The demise of Luminar, Britain’s biggest nightclub chain, has come as little surprise. But it also signals that far from improving, trading conditions in the leisure industry and retailing are tightening.

After several years of troubled trading and a series of profits warnings, the biggest shareholders refused to put in further equity and the banks pulled the plug on the group, which has about £85 million in debts. Although not a direct parallel, the collapse of Luminar marks the biggest bankruptcy affecting drinks suppliers since the £50m demise of Oddbins at the end of March.

Oddbins’ creditors are still awaiting news from Deloitte, the administrator, about whether they will receive anything from the liquidation of the group.

Despite September’s UK retail sales figures showing a rare improvement, the overall trend is remorselessly downward as households grapple with inflation at 5% and average earnings growing by only 2% a year. And the consensus is that drinks wholesalers have suffered a similar pattern, with a downturn in October compared with the welcome buoyancy of the market in September.

All eyes are now on Christmas and the New Year, the peak of the selling season. While the “sell in” to the multiples has been relatively successful according to anecdotal reports, there are fears about what will happen to the “lower middle” end of the consumer price spectrum, where demand is already reported to be fragile.

For the past two Christmas seasons the trade has been beset with problems not of its own making – rising VAT and excise duty to name but two unwanted distortions to the market. And in the subsequent dog days of January and February suppliers have counted the cost as retailers folded under the pressure of cash flow problems, not least Oddbins.

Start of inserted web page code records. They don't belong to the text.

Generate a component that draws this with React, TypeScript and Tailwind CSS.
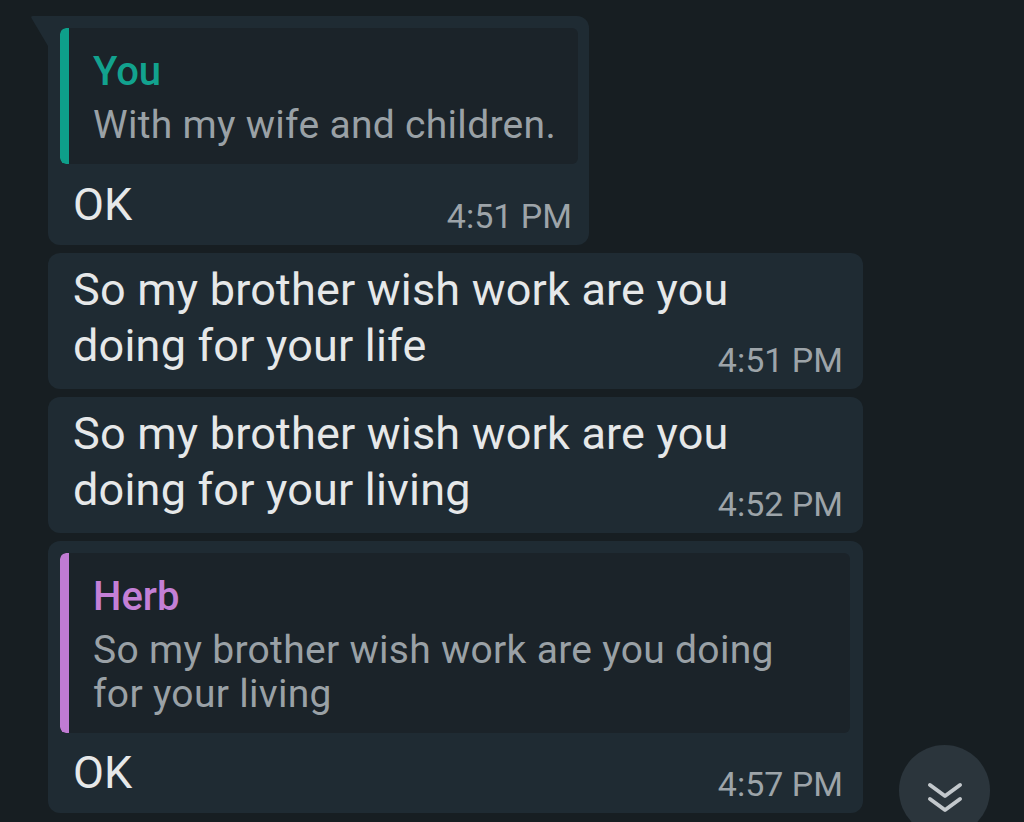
import { ReactNode } from 'react'

const Quote = ({
  name,
  color,
  bar,
  children,
}: {
  name: string
  color: string
  bar: string
  children: ReactNode
}) => {
  return (
    <div className="flex rounded-[6px] bg-[#1b2329] overflow-hidden">
      <div className={`w-[9px] shrink-0 rounded-l-[6px] ${bar}`}></div>
      <div className="pl-[24px] pr-[20px] pt-[21px] pb-[17px]">
        <div className={`text-[40px] leading-[45px] font-medium ${color}`}>
          {name}
        </div>
        <div className="mt-[9px] text-[39px] leading-[44px] tracking-[0.3px] text-[#9aa1a6]">
          {children}
        </div>
      </div>
    </div>
  )
}

const Time = ({ t, className }: { t: string; className: string }) => (
  <div
    className={`flex justify-end text-[34px] leading-[40px] text-[#9da4a9] ${className}`}
  >
    {t}
  </div>
)

export default function App() {
  return (
    <div
      className="relative h-[822px] w-[1024px] overflow-hidden bg-[#171e22]"
      style={{ fontFamily: 'Roboto, "Noto Sans", sans-serif' }}
    >
      <div className="flex flex-col gap-[8px] pl-[48px] pt-[16px]">
        {/* reply from me */}
        <div className="relative w-[541px] rounded-[12px] rounded-tl-none bg-[#1f2b33] pt-[12px] pl-[12px] pr-[11px] pb-[9px]">
          <svg
            className="absolute left-[-18px] top-0"
            width="18"
            height="30"
            viewBox="0 0 18 30"
          >
            <path d="M18 0 L3 0 Q0 0 2 3 L18 30 Z" fill="#1f2b33" />
          </svg>
          <Quote name="You" color="text-[#12a28e]" bar="bg-[#0e9f8a]">
            With my wife and children.
          </Quote>
          <div className="mt-[13px] pl-[13px] text-[45px] leading-[56px] text-[#e6e8e9]">
            OK
          </div>
          <Time t="4:51 PM" className="-mt-[37px] pr-[6px]" />
        </div>

        <div className="w-[815px] rounded-[12px] bg-[#1f2b33] pt-[9px] pl-[25px] pr-[20px] pb-[9px]">
          <div className="text-[45px] leading-[56px] tracking-[0.2px] text-[#e6e8e9]">
            So my brother wish work are you
            <br />
            doing for your life
          </div>
          <Time t="4:51 PM" className="-mt-[34px]" />
        </div>

        <div className="w-[815px] rounded-[12px] bg-[#1f2b33] pt-[9px] pl-[25px] pr-[20px] pb-[9px]">
          <div className="text-[45px] leading-[56px] tracking-[0.2px] text-[#e6e8e9]">
            So my brother wish work are you
            <br />
            doing for your living
          </div>
          <Time t="4:52 PM" className="-mt-[34px]" />
        </div>

        <div className="w-[815px] rounded-[12px] bg-[#1f2b33] pt-[12px] pl-[12px] pr-[13px] pb-[9px]">
          <Quote name="Herb" color="text-[#c47fd6]" bar="bg-[#c07bd3]">
            So my brother wish work are you doing
            <br />
            for your living
          </Quote>
          <div className="mt-[12px] pl-[13px] text-[45px] leading-[56px] text-[#e6e8e9]">
            OK
          </div>
          <Time t="4:57 PM" className="-mt-[37px] pr-[7px]" />
        </div>
      </div>

      {/* scroll to bottom */}
      <div className="absolute left-[899px] top-[745px] flex h-[91px] w-[91px] items-start justify-center rounded-full bg-[#2b353c] pt-[37px]">
        <svg width="36" height="32" viewBox="0 0 36 32" fill="none">
          <path
            d="M3 3 L18 14 L33 3 M3 17 L18 28 L33 17"
            stroke="#c3c8cc"
            strokeWidth="4"
            strokeLinecap="round"
            strokeLinejoin="round"
          />
        </svg>
      </div>
    </div>
  )
}
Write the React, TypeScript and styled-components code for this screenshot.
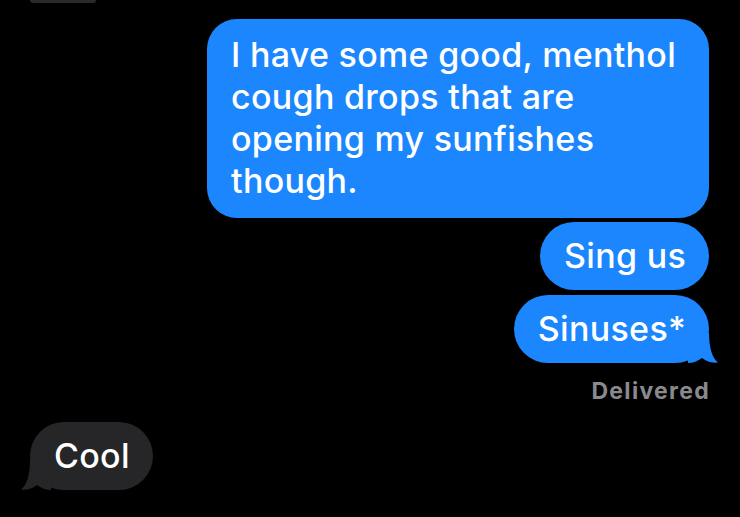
import React from "react";
import styled, { createGlobalStyle } from "styled-components";

const GlobalStyle = createGlobalStyle`
  html, body {
    margin: 0;
    padding: 0;
    background: #000;
  }
  body {
    font-family: Inter, "Noto Sans", "Liberation Sans", sans-serif;
    -webkit-font-smoothing: antialiased;
  }
`;

type Msg = { text: string; tail?: boolean; wide?: boolean; gap: number };

const sent: Msg[] = [
  {
    text: "I have some good, menthol cough drops that are opening my sunfishes though.",
    wide: true,
    gap: 16,
  },
  { text: "Sing us", gap: 4 },
  { text: "Sinuses*", tail: true, gap: 5 },
];

function Tail({ side, color }: { side: "left" | "right"; color: string }) {
  return (
    <TailSvg $side={side} width="30" height="30" viewBox="0 0 30 30">
      <path
        d="M0 30 L0 0 L21 0 C21 14 24 25 30 29.6 C25 30 19 29 14 25 C10 28 5 30 0 30 Z"
        fill={color}
      />
    </TailSvg>
  );
}

function App() {
  return (
    <>
      <GlobalStyle />
      <Screen>
        <Stub />
        {sent.map((m) => (
          <Row key={m.text} $align="right" $gap={m.gap}>
            <Bubble $kind="sent" $wide={m.wide}>
              {m.text}
              {m.tail && <Tail side="right" color="#1b86fd" />}
            </Bubble>
          </Row>
        ))}
        <Status>Delivered</Status>
        <Row $align="left" $gap={18}>
          <Bubble $kind="received">
            Cool
            <Tail side="left" color="#262628" />
          </Bubble>
        </Row>
      </Screen>
    </>
  );
}

export default App;

const Screen = styled.div`
  width: 740px;
  height: 517px;
  overflow: hidden;
  box-sizing: border-box;
  padding: 0 31px 0 30px;
  display: flex;
  flex-direction: column;
`;

const Stub = styled.div`
  width: 66px;
  height: 3px;
  background: #3a3a3c;
  border-radius: 0 0 14px 14px;
  opacity: 0.7;
`;

const Row = styled.div<{ $align: "left" | "right"; $gap: number }>`
  display: flex;
  justify-content: ${(p) => (p.$align === "right" ? "flex-end" : "flex-start")};
  margin-top: ${(p) => p.$gap}px;
`;

const Bubble = styled.div<{ $kind: "sent" | "received"; $wide?: boolean }>`
  position: relative;
  box-sizing: border-box;
  width: ${(p) => (p.$wide ? "502px" : "auto")};
  padding: ${(p) => (p.$wide ? "15px 24px 16px" : "13px 23px 13px 24px")};
  border-radius: ${(p) => (p.$wide ? "30px" : "34px")};
  background: ${(p) => (p.$kind === "sent" ? "#1b86fd" : "#262628")};
  color: #fff;
  font-size: 34px;
  line-height: 42px;
  font-weight: 500;
  letter-spacing: 0.3px;
`;

const TailSvg = styled.svg<{ $side: "left" | "right" }>`
  position: absolute;
  bottom: 0;
  ${(p) => (p.$side === "right" ? "right: -9px;" : "left: -9px; transform: scaleX(-1);")}
`;

const Status = styled.div`
  margin-top: 15px;
  margin-right: -1px;
  text-align: right;
  color: #8a8a8e;
  font-size: 23px;
  line-height: 26px;
  font-weight: 700;
  letter-spacing: 1.3px;
`;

It is reckoned that on average one in five high street shops is now empty, and according to retail research house Verdict, more than 44,000 specialist retail stores have been closed in the UK over the past decade. Worse, a rash of further closures and collapses is expected. As far as alcohol is concerned, an ever-increasing proportion of the retail market is being concentrated in the hands of the supermarkets and traders such as Majestic and the online wine clubs.

So the potential for specialist wine and spirits retailers to survive on the high street is being further squeezed by dwindling spending power on the one hand and on the other by direct competition from chains very willing to employ their extra buying clout to cut prices to a level at which independents are hard pressed to cover their costs.

Importers are very clear that this year they will treat potential new customers (and some with whom they have traded for a while) with extreme caution, especially as it is widely believed that after Christmas the banks will look even less charitably on retailers with cash flow problems. After all, the banks themselves are under pressure to remove risk from their lending.

The clocks go back tomorrow night and the long, dark evenings begin. Some will not have survived when they go forward again in the spring. Working out which is a credit controller’s nightmare. “Cash with order” will be an increasingly common condition of supply.